[comp.sys.ti.explorer] flaky net connections

jwz@teak.berkeley.edu (Jamie Zawinski) (09/01/89)

Often when I try to connect to another machine (via copy file, or telnet, 
or whatever) the connection times out.  Much of the time, hitting resume 
or reinvoking the command does no good; I get the "not responding" error
again right away, without another attempt to connect being made at all.

I've found that (sometimes) calling (NAME:REFRESH-CACHE NIL) will disrupt
whatever caching is going on enough that it will actually try to connect
again, but that doesn't always work, and is especially unreliable if the
connection is to an IP host.  Calling (IP:RESET T) usually fixes things,
but that takes a long time, and has the nasty side effect of closing any
other open connections...

So does anyone know a better way of dealing with this situation?

		-- Jamie

snicoud@ATC.BOEING.COM (Stephen Nicoud) (09/01/89)

    Date: 31 Aug 89 17:59:05 GMT
    From: jwz%teak.Berkeley.EDU@ucbvax.berkeley.edu.ARPANET  (Jamie Zawinski)

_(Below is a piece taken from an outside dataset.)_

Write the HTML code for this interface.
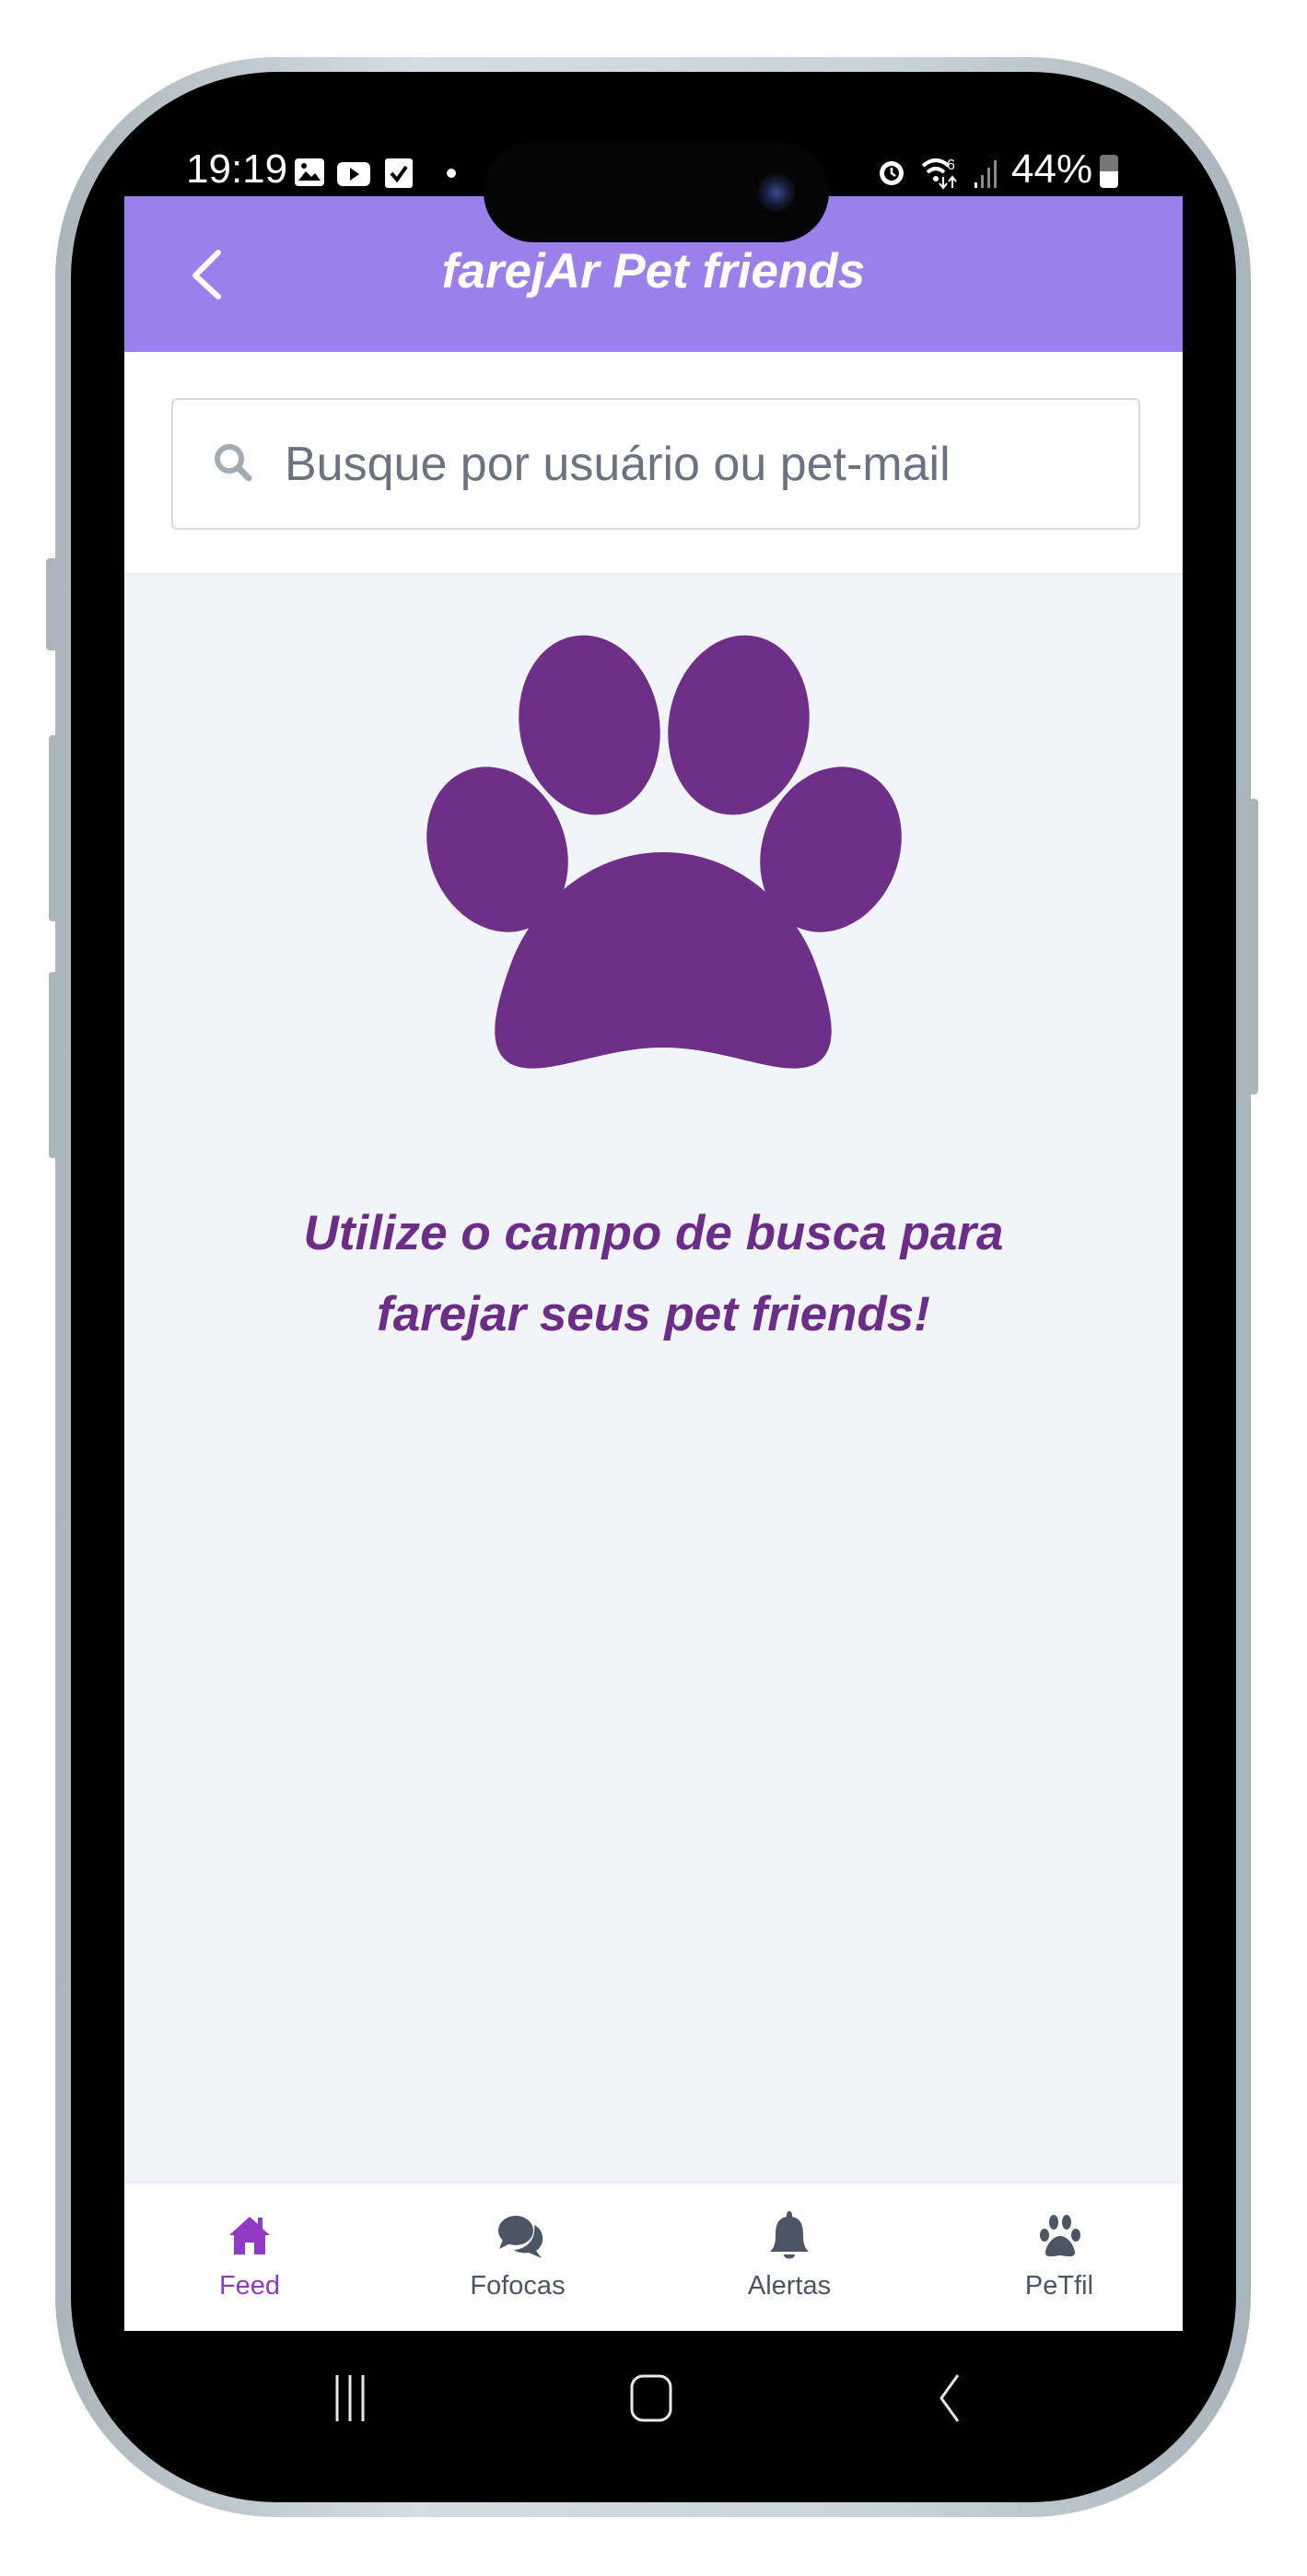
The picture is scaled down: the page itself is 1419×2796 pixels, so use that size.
<!DOCTYPE html>
<html><head><meta charset="utf-8">
<style>
*{margin:0;padding:0;box-sizing:border-box}
html,body{width:1419px;height:2796px;background:#fff;overflow:hidden;font-family:"Liberation Sans",Arial,sans-serif}
.a{position:absolute}
</style></head><body>
<!-- side buttons -->
<div class="a" style="left:50px;top:606px;width:14px;height:100px;background:#a9b4bb;border-radius:4px"></div>
<div class="a" style="left:53px;top:798px;width:11px;height:202px;background:#a9b4bb;border-radius:4px"></div>
<div class="a" style="left:53px;top:1055px;width:11px;height:202px;background:#a9b4bb;border-radius:4px"></div>
<div class="a" style="left:1354px;top:867px;width:12px;height:321px;background:#a9b4bb;border-radius:4px"></div>
<!-- frame -->
<div class="a" style="left:60px;top:62px;width:1298px;height:2670px;border-radius:240px;background:linear-gradient(90deg,#aab6bd,#d3dde2 30%,#c8d3d9 70%,#a9b5bc)"></div>
<div class="a" style="left:77px;top:78px;width:1265px;height:2638px;border-radius:224px;background:#000"></div>
<!-- screen -->
<div class="a" style="left:135px;top:213px;width:1149px;height:2317px;background:#f1f4f8;overflow:hidden">
  <div class="a" style="left:0;top:0;width:1149px;height:169px;background:#9b80ec"></div>
  <svg class="a" style="left:0;top:0" width="200" height="169"><path d="M102 61 L77 86 L102 109" fill="none" stroke="#fff" stroke-width="6" stroke-linecap="round" stroke-linejoin="round"/></svg>
  <div class="a" style="left:0;top:52px;width:1149px;text-align:center;color:#fff;font-weight:bold;font-style:italic;font-size:53px;line-height:60px">farejAr Pet friends</div>
  <div class="a" style="left:0;top:169px;width:1149px;height:242px;background:#fff;border-bottom:2px solid #e8ebef"></div>
  <div class="a" style="left:51px;top:219px;width:1052px;height:143px;border:2px solid #d6d9de;border-radius:6px;background:#fff"></div>
  <svg class="a" style="left:96px;top:267px" width="46" height="46" viewBox="0 0 46 46"><circle cx="18" cy="18" r="13" fill="none" stroke="#a3abb3" stroke-width="6"/><path d="M28 28 L39 39" stroke="#a3abb3" stroke-width="7" stroke-linecap="round"/></svg>
  <div class="a" style="left:174px;top:262px;color:#6b7280;font-size:52px;line-height:58px">Busque por usuário ou pet-mail</div>
  <!-- paw -->
  <svg class="a" style="left:-135px;top:-213px" width="1419" height="1400">
    <g fill="#6e2f89">
      <ellipse cx="640" cy="787" rx="76" ry="98" transform="rotate(-10 640 787)"/>
      <ellipse cx="802" cy="787" rx="76" ry="98" transform="rotate(10 802 787)"/>
      <ellipse cx="540" cy="922" rx="74" ry="92" transform="rotate(-22 540 922)"/>
      <ellipse cx="902" cy="922" rx="74" ry="92" transform="rotate(22 902 922)"/>
      <path d="M720 925 C805 925 865 990 885 1045 C905 1100 912 1140 885 1155 C850 1172 790 1137 720 1137 C650 1137 590 1172 555 1155 C528 1140 535 1100 555 1045 C575 990 635 925 720 925 Z"/>
    </g>
  </svg>
  <div class="a" style="left:0;top:1082px;width:1149px;text-align:center;color:#6b2d87;font-weight:bold;font-style:italic;font-size:53px;line-height:88px">Utilize o campo de busca para<br>farejar seus pet friends!</div>
  <!-- bottom nav -->
  <div class="a" style="left:0;top:2155px;width:1149px;height:162px;background:#fff;border-top:2px solid #eceef1"></div>
  <svg class="a" style="left:112px;top:2190px" width="48" height="46" viewBox="0 0 48 46"><path d="M24 3 L2 23 L7 23 L7 44 L19 44 L19 31 L29 31 L29 44 L41 44 L41 23 L46 23 L38 16 L38 4 L33 4 L33 11 Z" fill="#9039c2"/></svg>
  <svg class="a" style="left:403px;top:2190px" width="56" height="50" viewBox="0 0 56 50"><ellipse cx="22" cy="18" rx="19" ry="16" fill="#4b5563"/><path d="M8 28 L4 38 L16 32Z" fill="#4b5563"/><path d="M42 12 C54 18 54 34 44 40 L50 48 L36 42 C30 43 24 42 20 39 C34 38 44 28 42 12Z" fill="#4b5563"/></svg>
  <svg class="a" style="left:697px;top:2185px" width="50" height="56" viewBox="0 0 50 56"><path d="M25 2 C22 2 22 6 22 8 C12 10 10 18 10 28 C10 38 8 42 4 46 L46 46 C42 42 40 38 40 28 C40 18 38 10 28 8 C28 6 28 2 25 2Z M19 49 C19 55 31 55 31 49Z" fill="#4b5563"/></svg>
  <svg class="a" style="left:992px;top:2190px" width="48" height="48" viewBox="0 0 48 48"><g fill="#4b5563"><ellipse cx="17" cy="9" rx="5" ry="8"/><ellipse cx="31" cy="9" rx="5" ry="8"/><ellipse cx="7" cy="23" rx="5" ry="7"/><ellipse cx="41" cy="23" rx="5" ry="7"/><path d="M24 24 C33 24 40 36 40 42 C40 48 32 46 24 45 C16 46 8 48 8 42 C8 36 15 24 24 24Z"/></g></svg>
  <div class="a" style="left:86px;top:2252px;width:100px;text-align:center;color:#9039c2;font-size:29px">Feed</div>
  <div class="a" style="left:357px;top:2252px;width:140px;text-align:center;color:#4b5563;font-size:29px">Fofocas</div>
  <div class="a" style="left:652px;top:2252px;width:140px;text-align:center;color:#4b5563;font-size:29px">Alertas</div>
  <div class="a" style="left:945px;top:2252px;width:140px;text-align:center;color:#4b5563;font-size:29px">PeTfil</div>
</div>
<!-- status bar -->
<div class="a" style="left:202px;top:160px;color:#fff;font-size:44px;line-height:48px">19:19</div>
<svg class="a" style="left:318px;top:170px" width="200" height="36"><rect x="2" y="2" width="32" height="30" rx="4" fill="#fff"/><path d="M6 26 L14 16 L20 22 L24 18 L30 26Z" fill="#000"/><circle cx="12" cy="10" r="3" fill="#000"/><rect x="48" y="6" width="36" height="26" rx="6" fill="#fff"/><path d="M62 12 L72 19 L62 26Z" fill="#000"/><rect x="100" y="2" width="30" height="32" rx="3" fill="#fff"/><path d="M107 18 L113 25 L123 11" stroke="#000" stroke-width="4" fill="none"/><circle cx="172" cy="18" r="5" fill="#fff"/></svg>
<!-- island -->
<div class="a" style="left:525px;top:154px;width:375px;height:109px;border-radius:55px;background:#050505"></div>
<div class="a" style="left:822px;top:188px;width:42px;height:42px;border-radius:50%;background:radial-gradient(circle,#3a4a8a 0,#151a35 45%,#0a0a12 70%)"></div>
<svg class="a" style="left:950px;top:166px" width="150" height="42"><circle cx="18" cy="22" r="13" fill="#fff"/><circle cx="18" cy="22" r="8" fill="#000"/><path d="M18 16 L18 22 L22 25" stroke="#fff" stroke-width="2.5" fill="none"/><path d="M52 14 Q66 2 80 14" stroke="#fff" stroke-width="4" fill="none"/><path d="M57 21 Q66 13 75 21" stroke="#fff" stroke-width="4" fill="none"/><circle cx="66" cy="28" r="3" fill="#fff"/><text x="78" y="18" fill="#fff" font-size="16" font-family="Liberation Sans">6</text><path d="M74 26 v12 M70 33 l4 5 l4-5 M84 38 v-12 M80 31 l4-5 l4 5" stroke="#fff" stroke-width="2" fill="none"/><rect x="108" y="32" width="3" height="6" fill="#fff"/><rect x="115" y="24" width="3" height="14" fill="#888"/><rect x="122" y="16" width="3" height="22" fill="#888"/><rect x="129" y="8" width="3" height="30" fill="#888"/></svg>
<div class="a" style="left:1098px;top:160px;color:#fff;font-size:44px;line-height:48px">44%</div>
<div class="a" style="left:1194px;top:168px;width:20px;height:36px;border-radius:4px;background:linear-gradient(#777 50%,#fff 50%)"></div>
<!-- android nav -->
<svg class="a" style="left:360px;top:2576px" width="700" height="56"><g stroke="#e8e8e8" stroke-width="3" fill="none"><path d="M6 2v50 M20 2v50 M34 2v50"/><rect x="326" y="3" width="42" height="48" rx="12"/><path d="M680 2 L662 27 L680 52" stroke-linejoin="round"/></g></svg>
</body></html>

    Often when I try to connect to another machine (via copy file, or telnet, 
    or whatever) the connection times out.  Much of the time, hitting resume 
    or reinvoking the command does no good; I get the "not responding" error
    again right away, without another attempt to connect being made at all.

    I've found that (sometimes) calling (NAME:REFRESH-CACHE NIL) will disrupt
    whatever caching is going on enough that it will actually try to connect
    again, but that doesn't always work, and is especially unreliable if the
    connection is to an IP host.  Calling (IP:RESET T) usually fixes things,
    but that takes a long time, and has the nasty side effect of closing any
    other open connections...

    So does anyone know a better way of dealing with this situation?

		    -- Jamie

Yes, I've run into this as well.

Here's what I think happens.  If anyone else can correct my mistakes,
please do. 

When a connection fails, a :connection-failures property goes on the
HOST object.  I think that somewhere in that property is a TCP/IP
connection object.  It hangs around for, I think, about 4 minutes, which
just happens to be the timeout for getting rid of the TCP/IP connection
object.  Apparently retries within the four minutes attempt to reuse the
connection object and fail immediately.  After the four minutes, the
object is no longer "around" (whatever that means) and connect attempts
proceed.

Removal of the :connection-failures property from the host, allows the
system to proceed without waiting for the 4 minutes.  I use a function
which takes a host argument and does just that.

(defun free-up (host)
   (remprop (si:parse-host host) ':connection-failures))

It's not a fully detailed answer, but maybe it will help.